-- BEGIN Data entries --

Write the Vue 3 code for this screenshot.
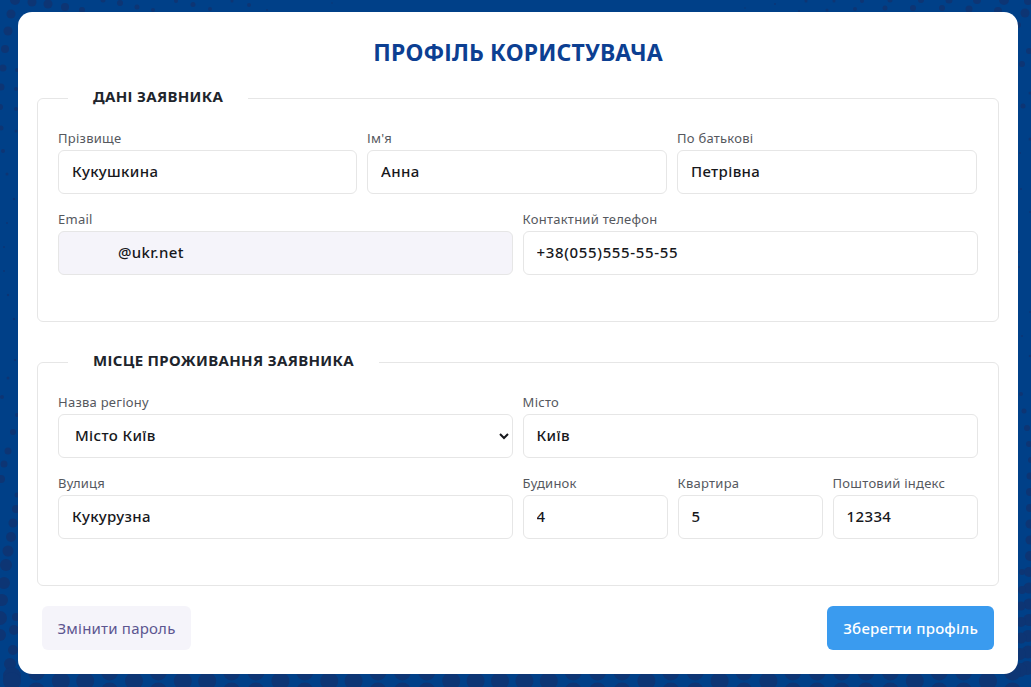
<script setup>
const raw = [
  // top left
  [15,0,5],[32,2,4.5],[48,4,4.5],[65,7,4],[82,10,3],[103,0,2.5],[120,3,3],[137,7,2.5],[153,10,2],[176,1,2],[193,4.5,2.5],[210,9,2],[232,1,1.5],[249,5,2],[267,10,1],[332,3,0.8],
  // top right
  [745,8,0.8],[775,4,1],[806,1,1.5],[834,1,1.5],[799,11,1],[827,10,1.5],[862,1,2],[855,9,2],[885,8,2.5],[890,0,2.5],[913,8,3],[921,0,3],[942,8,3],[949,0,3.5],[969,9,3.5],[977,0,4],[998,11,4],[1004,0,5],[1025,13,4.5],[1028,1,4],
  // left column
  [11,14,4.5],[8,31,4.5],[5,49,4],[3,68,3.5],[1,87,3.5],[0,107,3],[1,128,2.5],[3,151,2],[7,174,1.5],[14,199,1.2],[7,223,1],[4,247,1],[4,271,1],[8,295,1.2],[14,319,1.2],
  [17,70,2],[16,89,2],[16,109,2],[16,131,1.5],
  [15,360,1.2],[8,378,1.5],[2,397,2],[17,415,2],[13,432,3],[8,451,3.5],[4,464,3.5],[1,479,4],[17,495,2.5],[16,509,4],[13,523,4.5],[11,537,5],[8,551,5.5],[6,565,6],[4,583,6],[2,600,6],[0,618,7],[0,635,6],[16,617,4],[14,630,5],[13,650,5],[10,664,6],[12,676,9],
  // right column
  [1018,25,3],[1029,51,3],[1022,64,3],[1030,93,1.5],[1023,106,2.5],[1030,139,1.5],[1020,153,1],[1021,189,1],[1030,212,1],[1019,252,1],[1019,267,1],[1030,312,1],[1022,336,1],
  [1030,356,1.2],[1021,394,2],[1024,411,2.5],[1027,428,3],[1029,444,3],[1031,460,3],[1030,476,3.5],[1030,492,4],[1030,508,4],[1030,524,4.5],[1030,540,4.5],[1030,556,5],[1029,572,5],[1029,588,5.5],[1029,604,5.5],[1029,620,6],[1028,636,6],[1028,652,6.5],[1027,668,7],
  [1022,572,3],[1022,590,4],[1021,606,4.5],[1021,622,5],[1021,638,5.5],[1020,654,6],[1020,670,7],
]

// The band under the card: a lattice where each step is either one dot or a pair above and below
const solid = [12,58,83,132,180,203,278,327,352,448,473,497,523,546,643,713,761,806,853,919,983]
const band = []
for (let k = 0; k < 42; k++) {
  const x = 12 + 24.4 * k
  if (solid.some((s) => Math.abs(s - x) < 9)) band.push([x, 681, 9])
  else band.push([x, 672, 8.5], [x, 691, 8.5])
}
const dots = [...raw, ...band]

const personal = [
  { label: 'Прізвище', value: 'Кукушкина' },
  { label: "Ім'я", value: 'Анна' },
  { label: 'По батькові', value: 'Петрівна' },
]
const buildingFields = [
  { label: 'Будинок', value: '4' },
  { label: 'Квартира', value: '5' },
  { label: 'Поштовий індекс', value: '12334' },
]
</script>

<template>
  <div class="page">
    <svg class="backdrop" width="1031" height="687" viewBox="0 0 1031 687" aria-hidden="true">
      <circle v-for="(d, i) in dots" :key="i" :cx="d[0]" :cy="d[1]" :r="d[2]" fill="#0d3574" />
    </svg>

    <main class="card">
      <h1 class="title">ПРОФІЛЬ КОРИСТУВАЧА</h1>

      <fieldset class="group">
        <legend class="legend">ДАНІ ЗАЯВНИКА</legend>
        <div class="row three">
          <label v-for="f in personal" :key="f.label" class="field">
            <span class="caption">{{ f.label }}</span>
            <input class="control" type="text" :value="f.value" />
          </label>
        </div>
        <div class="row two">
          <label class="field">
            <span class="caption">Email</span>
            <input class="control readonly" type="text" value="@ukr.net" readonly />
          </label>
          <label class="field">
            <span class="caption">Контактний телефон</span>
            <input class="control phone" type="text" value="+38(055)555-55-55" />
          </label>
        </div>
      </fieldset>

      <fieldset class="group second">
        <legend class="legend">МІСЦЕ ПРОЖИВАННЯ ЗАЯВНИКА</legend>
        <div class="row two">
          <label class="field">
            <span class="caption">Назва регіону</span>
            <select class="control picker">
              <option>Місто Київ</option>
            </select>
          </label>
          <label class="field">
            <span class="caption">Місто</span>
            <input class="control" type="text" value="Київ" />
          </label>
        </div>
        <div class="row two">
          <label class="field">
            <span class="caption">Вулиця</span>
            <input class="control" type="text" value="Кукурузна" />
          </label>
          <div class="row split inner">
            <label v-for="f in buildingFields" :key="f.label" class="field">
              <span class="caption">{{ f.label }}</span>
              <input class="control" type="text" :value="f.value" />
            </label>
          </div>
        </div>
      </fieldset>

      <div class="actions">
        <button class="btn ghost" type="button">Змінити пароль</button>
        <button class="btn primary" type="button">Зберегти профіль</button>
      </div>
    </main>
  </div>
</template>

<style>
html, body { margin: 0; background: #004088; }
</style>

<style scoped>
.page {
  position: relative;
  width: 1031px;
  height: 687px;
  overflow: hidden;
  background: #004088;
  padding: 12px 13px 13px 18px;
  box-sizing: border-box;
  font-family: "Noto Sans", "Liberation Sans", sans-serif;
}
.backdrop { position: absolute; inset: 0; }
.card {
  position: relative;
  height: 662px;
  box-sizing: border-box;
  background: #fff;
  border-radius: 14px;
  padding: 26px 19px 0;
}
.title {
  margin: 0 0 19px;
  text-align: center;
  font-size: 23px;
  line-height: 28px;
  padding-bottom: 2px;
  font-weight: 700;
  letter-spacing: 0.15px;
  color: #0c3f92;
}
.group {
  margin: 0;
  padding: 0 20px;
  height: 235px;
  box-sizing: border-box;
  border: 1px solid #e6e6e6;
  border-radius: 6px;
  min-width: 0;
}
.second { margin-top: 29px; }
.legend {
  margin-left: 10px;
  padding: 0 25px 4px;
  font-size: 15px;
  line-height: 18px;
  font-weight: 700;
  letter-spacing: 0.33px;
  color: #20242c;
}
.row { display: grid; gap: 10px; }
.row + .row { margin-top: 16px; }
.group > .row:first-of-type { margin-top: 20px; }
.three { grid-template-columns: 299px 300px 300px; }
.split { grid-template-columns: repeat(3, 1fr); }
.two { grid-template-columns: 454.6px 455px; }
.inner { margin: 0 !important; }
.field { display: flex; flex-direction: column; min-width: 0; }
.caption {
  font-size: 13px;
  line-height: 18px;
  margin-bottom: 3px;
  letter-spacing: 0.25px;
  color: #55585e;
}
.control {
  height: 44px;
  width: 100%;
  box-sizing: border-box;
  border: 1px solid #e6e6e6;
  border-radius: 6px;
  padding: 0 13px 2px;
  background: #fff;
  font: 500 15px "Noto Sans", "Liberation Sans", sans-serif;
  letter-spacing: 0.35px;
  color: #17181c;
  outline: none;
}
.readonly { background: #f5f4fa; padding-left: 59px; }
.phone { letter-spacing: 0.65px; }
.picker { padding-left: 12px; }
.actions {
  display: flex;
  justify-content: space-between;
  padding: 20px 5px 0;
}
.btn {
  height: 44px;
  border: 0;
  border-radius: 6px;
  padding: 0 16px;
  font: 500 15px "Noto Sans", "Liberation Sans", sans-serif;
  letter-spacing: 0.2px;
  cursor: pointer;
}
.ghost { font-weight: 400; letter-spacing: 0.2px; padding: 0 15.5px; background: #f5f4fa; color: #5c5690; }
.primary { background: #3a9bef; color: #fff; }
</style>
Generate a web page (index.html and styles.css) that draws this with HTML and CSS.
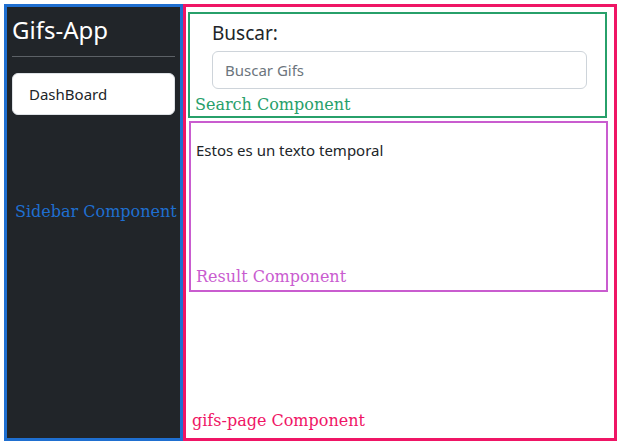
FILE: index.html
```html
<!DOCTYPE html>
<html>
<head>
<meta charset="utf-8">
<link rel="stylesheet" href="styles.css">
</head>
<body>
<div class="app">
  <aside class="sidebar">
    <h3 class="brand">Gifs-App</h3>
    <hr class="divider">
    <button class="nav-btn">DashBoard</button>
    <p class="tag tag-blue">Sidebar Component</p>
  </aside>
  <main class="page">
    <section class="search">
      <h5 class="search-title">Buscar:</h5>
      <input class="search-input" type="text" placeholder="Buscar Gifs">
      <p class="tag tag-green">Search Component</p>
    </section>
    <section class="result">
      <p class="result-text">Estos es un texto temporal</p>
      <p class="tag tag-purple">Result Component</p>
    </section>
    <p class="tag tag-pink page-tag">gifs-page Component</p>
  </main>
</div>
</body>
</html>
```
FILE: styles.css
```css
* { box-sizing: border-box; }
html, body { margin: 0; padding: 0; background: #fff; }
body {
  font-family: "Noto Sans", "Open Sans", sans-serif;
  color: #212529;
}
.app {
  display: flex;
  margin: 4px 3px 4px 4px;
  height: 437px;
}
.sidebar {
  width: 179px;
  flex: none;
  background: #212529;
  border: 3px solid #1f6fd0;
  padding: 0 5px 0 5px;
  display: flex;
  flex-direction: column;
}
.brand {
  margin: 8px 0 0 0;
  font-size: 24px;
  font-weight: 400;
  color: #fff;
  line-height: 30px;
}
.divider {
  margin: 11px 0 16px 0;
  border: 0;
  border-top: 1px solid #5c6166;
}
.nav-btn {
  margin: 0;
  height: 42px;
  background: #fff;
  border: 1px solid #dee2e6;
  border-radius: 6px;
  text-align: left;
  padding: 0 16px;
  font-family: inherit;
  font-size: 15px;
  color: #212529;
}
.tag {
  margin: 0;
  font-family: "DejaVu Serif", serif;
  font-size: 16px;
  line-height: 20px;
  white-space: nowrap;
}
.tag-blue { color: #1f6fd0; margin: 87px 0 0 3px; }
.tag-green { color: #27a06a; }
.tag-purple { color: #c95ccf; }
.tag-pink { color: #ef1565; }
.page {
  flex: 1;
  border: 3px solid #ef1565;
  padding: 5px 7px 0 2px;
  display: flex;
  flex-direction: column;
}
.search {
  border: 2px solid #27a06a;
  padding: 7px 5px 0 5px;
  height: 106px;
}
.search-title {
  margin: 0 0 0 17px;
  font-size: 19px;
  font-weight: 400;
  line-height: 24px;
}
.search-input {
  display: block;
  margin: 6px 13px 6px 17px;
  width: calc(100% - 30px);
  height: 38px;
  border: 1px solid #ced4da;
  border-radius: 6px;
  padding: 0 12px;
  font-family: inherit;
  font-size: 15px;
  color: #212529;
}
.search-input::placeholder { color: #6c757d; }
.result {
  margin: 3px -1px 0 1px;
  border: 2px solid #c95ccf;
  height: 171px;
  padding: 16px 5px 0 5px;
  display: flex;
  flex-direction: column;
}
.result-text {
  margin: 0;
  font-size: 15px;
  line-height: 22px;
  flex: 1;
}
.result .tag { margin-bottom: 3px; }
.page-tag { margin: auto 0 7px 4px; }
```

-- END Data entries --

Stated exercise:
Collect every line with the string "page" from the records, and copy each.

Final result:
  <div class="page">
.page {
Generate a web page (index.html and styles.css) that draws this with HTML and CSS.
  <main class="page">
    <p class="tag tag-pink page-tag">gifs-page Component</p>
.page {
.page-tag { margin: auto 0 7px 4px; }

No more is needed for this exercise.